While Admiral Bauer spoke of a difficult 20 years, exactly how long the West has until Russia has regenerated enough military strength to pose a credible threat outside of Ukraine to NATO — assuming an appetite in Moscow to take a risk like that — is debated. The British Minister of Defence gave a landmark speech this week on Monday which prognosticated a chaotic world with the possibility for simultaneous conflict with China, Russia, Iran, and North Korea in five years.
Defence Minister Grant Shapps said Europe was now no longer in the ‘post Cold War’ and had entered a new “pre-war” era. “The era of the peace dividend is over. In five years time we could be looking at multiple theatres including Russia, China, Iran, and North Korea… An age of idealism has been replaced by a period of hard-headed realism”, he said. The Estonians, at least, seem to agree and thinks NATO has “three to five years” to prepare for Russian aggression against NATO territory.
The Swedish — whose comments Bauer responded to from NATO headquarters — also aligned with this view. Sweden’s military chief General Micael Byden said last week: “Russia’s war against Ukraine is just a step, not an end game… We need to realise how serious the situation really is, and that everyone, individually, need to prepare themselves mentally”.

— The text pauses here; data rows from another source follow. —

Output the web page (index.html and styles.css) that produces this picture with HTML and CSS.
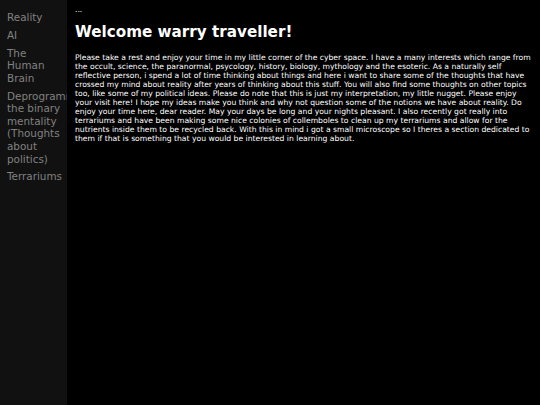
FILE: index.html
```html
<!DOCTYPE html>
<html>
<head>
<meta charset="utf-8">
<link rel="stylesheet" href="styles.css">
</head>
<body>
<div class="layout">
  <nav class="sidenav">
    <a href="#">Reality</a>
    <a href="#">AI</a>
    <a href="#">The Human Brain</a>
    <a href="#">Deprogramming the binary mentality (Thoughts about politics)</a>
    <a href="#">Terrariums</a>
  </nav>
  <main class="main">
    <p class="dots">...</p>
    <h1 class="title">Welcome warry traveller!</h1>
    <p class="text">Please take a rest and enjoy your time in my little corner of the cyber space. I have a many interests which range from the occult, science, the paranormal, psycology, history, biology, mythology and the esoteric. As a naturally self reflective person, i spend a lot of time thinking about things and here i want to share some of the thoughts that have crossed my mind about reality after years of thinking about this stuff. You will also find some thoughts on other topics too, like some of my political ideas. Please do note that this is just my interpretation, my little nugget. Please enjoy your visit here! I hope my ideas make you think and why not question some of the notions we have about reality. Do enjoy your time here, dear reader. May your days be long and your nights pleasant. I also recently got really into terrariums and have been making some nice colonies of collemboles to clean up my terrariums and allow for the nutrients inside them to be recycled back. With this in mind i got a small microscope so I theres a section dedicated to them if that is something that you would be interested in learning about.</p>
  </main>
</div>
</body>
</html>
```

FILE: styles.css
```css
html, body {
  margin: 0;
  padding: 0;
  background: #000;
  color: #fff;
  font-family: "DejaVu Sans", Verdana, sans-serif;
}

.layout {
  display: flex;
  min-height: 100vh;
}

.sidenav {
  flex: 0 0 67px;
  width: 67px;
  background: #111;
  padding-top: 8.5px;
  overflow: hidden;
  display: flex;
  flex-direction: column;
}

.sidenav a {
  display: block;
  padding: 2.6px 0 2.6px 7px;
  color: #818181;
  text-decoration: none;
  font-size: 10.4px;
  line-height: 12.6px;
}

.main {
  flex: 1;
  padding: 0 6px 0 8px;
}

.dots {
  margin: 4.5px 0 0;
  font-size: 7.65px;
  line-height: 9.1px;
}

.title {
  margin: 10.3px 0 11px;
  font-size: 15.2px;
  line-height: 17.7px;
  font-weight: bold;
}

.text {
  margin: 0;
  font-size: 7.65px;
  line-height: 9.1px;
}
```
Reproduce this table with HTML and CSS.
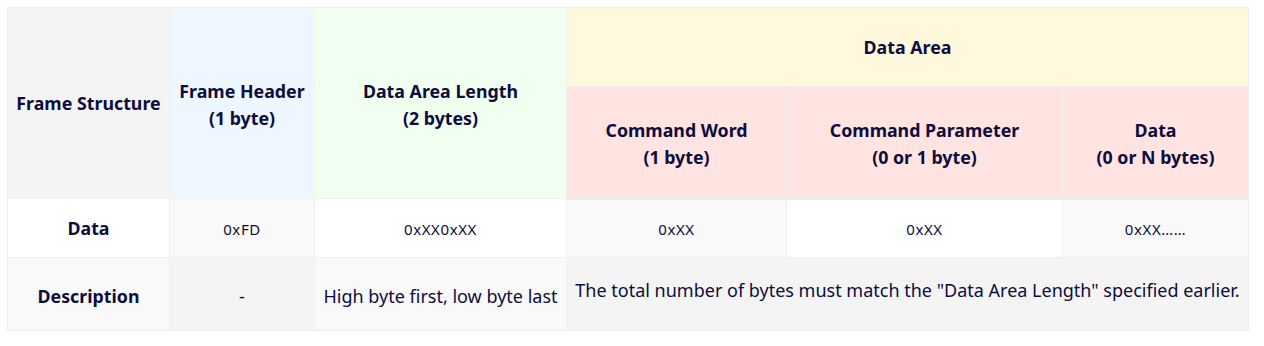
FILE: index.html
```html
<!DOCTYPE html>
<html>
<head>
<meta charset="utf-8">
<link rel="stylesheet" href="styles.css">
</head>
<body>
<div class="wrap">
<table class="frame">
  <colgroup>
    <col class="c1"><col class="c2"><col class="c3"><col class="c4"><col class="c5"><col class="c6">
  </colgroup>
  <thead>
    <tr class="h1">
      <th rowspan="2" class="fs">Frame Structure</th>
      <th rowspan="2" class="fh">Frame Header<br>(1 byte)</th>
      <th rowspan="2" class="dal">Data Area Length<br>(2 bytes)</th>
      <th colspan="3" class="da">Data Area</th>
    </tr>
    <tr class="h2">
      <th class="sub">Command Word<br>(1 byte)</th>
      <th class="sub">Command Parameter<br>(0 or 1 byte)</th>
      <th class="sub">Data<br>(0 or N bytes)</th>
    </tr>
  </thead>
  <tbody>
    <tr class="r1">
      <td class="lab">Data</td>
      <td class="code alt">0xFD</td>
      <td class="code">0xXX0xXX</td>
      <td class="code alt">0xXX</td>
      <td class="code">0xXX</td>
      <td class="code alt">0xXX……</td>
    </tr>
    <tr class="r2">
      <td class="lab">Description</td>
      <td class="alt2">-</td>
      <td>High byte first, low byte last</td>
      <td colspan="3" class="alt2 total">The total number of bytes must match the "Data Area Length" specified earlier.</td>
    </tr>
  </tbody>
</table>
</div>
</body>
</html>
```

FILE: styles.css
```css
html, body {
  margin: 0;
  padding: 0;
  background: #ffffff;
}
.wrap {
  padding: 7px;
}
.frame {
  border-collapse: collapse;
  table-layout: fixed;
  width: 1241px;
  font-family: "Noto Sans", "Open Sans", sans-serif;
  color: #0d0d3d;
}
.c1 { width: 162px; }
.c2 { width: 145px; }
.c3 { width: 252px; }
.c4 { width: 220px; }
.c5 { width: 276px; }
.c6 { width: 186px; }
.frame th, .frame td {
  border: 1px solid #f0f0f0;
  text-align: center;
  vertical-align: middle;
  padding: 0 5px;
}
.frame th {
  font-weight: 700;
  font-size: 17.8px;
  line-height: 27px;
}
.h1 { height: 79px; }
.h2 { height: 112px; }
.frame th.fh, .frame th.dal, .frame th.sub { padding-top: 4px; }
.frame thead tr.h2 th { border-bottom: 2px solid #ececec; }
.fs { background: #f4f4f4; border-bottom: 2px solid #ececec; }
.fh { background: #eef6ff; border-bottom: 2px solid #ececec; }
.dal { background: #f0fff0; border-bottom: 2px solid #ececec; }
.da { background: #fff8dc; }
.sub { background: #ffe4e1; }
.frame td {
  font-size: 18px;
  line-height: 24px;
  background: #ffffff;
}
.r1 { height: 59px; }
.r2 { height: 73px; }
.r2 td { background: #f9f9f9; padding-top: 3px; }
.frame td.lab { font-weight: 700; font-size: 17.8px; }
.frame td.code { font-size: 15px; letter-spacing: 0.6px; padding-top: 1px; }
.frame td.alt { background: #f9f9f9; }
.frame .r2 td.alt2 { background: #f4f4f4; }
.frame td.total { padding-top: 0; padding-bottom: 8px; }
```
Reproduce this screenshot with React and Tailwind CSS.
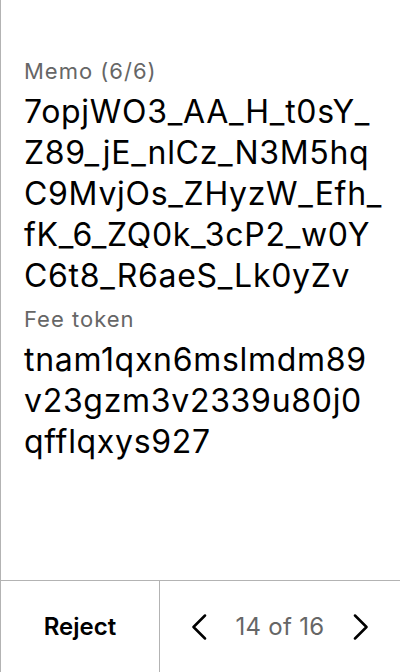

As reported, leaked German war plans looked at the possibility of NATO taking advantage of European Ukraine War fatigue, and the United States being distracted with the aftermath of this year’s Presidential election to make a fresh push on Kyiv and seize the Suwałki Gap, a narrow strip of land that splits Russia’s Kaliningrad exclave off from the nearest Moscow-friendly territory. The Gap is on the border of Lithuania and Poland, both NATO members, and entered the news again this week after what is believed to be Russian jamming rendered GPS navigation unreliable in the area.